* [Exercise data]:
────────────────

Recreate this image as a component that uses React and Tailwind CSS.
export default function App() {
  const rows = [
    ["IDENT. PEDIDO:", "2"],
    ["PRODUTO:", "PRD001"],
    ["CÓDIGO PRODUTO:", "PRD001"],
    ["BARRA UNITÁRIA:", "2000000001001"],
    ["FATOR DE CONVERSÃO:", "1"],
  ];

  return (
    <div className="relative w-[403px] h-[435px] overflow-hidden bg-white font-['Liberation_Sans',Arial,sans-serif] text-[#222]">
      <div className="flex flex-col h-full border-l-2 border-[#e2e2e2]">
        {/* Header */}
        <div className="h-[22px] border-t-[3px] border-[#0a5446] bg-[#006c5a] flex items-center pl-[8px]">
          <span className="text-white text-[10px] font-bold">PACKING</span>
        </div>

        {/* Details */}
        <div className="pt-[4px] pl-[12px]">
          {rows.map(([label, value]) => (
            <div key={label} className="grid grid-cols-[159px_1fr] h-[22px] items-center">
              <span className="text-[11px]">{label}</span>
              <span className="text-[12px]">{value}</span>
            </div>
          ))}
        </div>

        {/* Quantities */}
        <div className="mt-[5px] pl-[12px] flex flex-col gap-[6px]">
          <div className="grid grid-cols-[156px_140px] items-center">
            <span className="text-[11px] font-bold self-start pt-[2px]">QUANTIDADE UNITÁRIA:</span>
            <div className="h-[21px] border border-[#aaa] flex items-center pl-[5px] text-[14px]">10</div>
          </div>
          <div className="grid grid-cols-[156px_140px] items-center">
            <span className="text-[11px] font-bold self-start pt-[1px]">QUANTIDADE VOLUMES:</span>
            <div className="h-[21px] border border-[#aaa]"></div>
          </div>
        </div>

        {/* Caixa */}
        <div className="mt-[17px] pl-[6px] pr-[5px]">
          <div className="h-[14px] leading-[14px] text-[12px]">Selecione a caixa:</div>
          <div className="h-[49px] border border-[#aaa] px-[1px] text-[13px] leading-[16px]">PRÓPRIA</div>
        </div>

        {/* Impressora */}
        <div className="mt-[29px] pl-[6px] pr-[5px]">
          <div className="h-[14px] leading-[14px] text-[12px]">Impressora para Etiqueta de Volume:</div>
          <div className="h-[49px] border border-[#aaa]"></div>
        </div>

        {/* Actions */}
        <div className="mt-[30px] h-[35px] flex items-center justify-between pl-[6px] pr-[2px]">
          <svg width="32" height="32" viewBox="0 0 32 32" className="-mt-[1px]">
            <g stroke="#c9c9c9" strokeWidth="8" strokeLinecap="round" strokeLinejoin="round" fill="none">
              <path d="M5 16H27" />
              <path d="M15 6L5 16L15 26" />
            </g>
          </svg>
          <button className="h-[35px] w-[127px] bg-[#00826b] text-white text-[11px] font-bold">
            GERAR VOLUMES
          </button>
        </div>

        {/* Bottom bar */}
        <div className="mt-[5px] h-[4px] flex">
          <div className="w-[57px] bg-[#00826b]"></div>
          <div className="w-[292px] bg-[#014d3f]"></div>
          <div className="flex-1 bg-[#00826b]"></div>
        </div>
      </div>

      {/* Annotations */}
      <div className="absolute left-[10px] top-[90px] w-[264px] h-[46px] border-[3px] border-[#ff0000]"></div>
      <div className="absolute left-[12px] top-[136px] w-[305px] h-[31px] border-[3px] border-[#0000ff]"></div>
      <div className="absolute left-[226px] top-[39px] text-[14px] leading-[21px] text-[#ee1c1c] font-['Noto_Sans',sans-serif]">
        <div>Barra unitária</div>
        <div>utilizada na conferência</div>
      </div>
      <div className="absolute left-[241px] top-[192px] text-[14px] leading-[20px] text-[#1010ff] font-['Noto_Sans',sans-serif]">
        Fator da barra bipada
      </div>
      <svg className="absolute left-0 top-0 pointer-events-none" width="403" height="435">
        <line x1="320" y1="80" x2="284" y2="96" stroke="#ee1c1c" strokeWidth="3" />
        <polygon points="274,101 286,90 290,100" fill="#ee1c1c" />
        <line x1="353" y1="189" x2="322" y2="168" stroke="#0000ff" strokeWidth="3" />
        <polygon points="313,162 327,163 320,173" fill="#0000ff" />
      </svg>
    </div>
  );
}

────────────────

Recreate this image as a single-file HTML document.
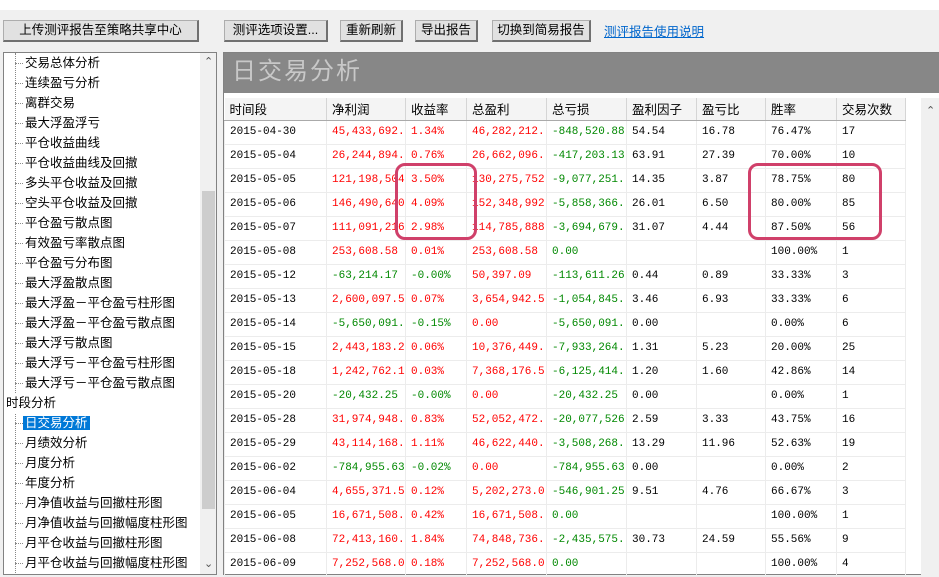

────────────────

* [Work required]: Nothing but a number is needed here: how many lines hold the string "Recreate"?

* [Result of this exercise]: 2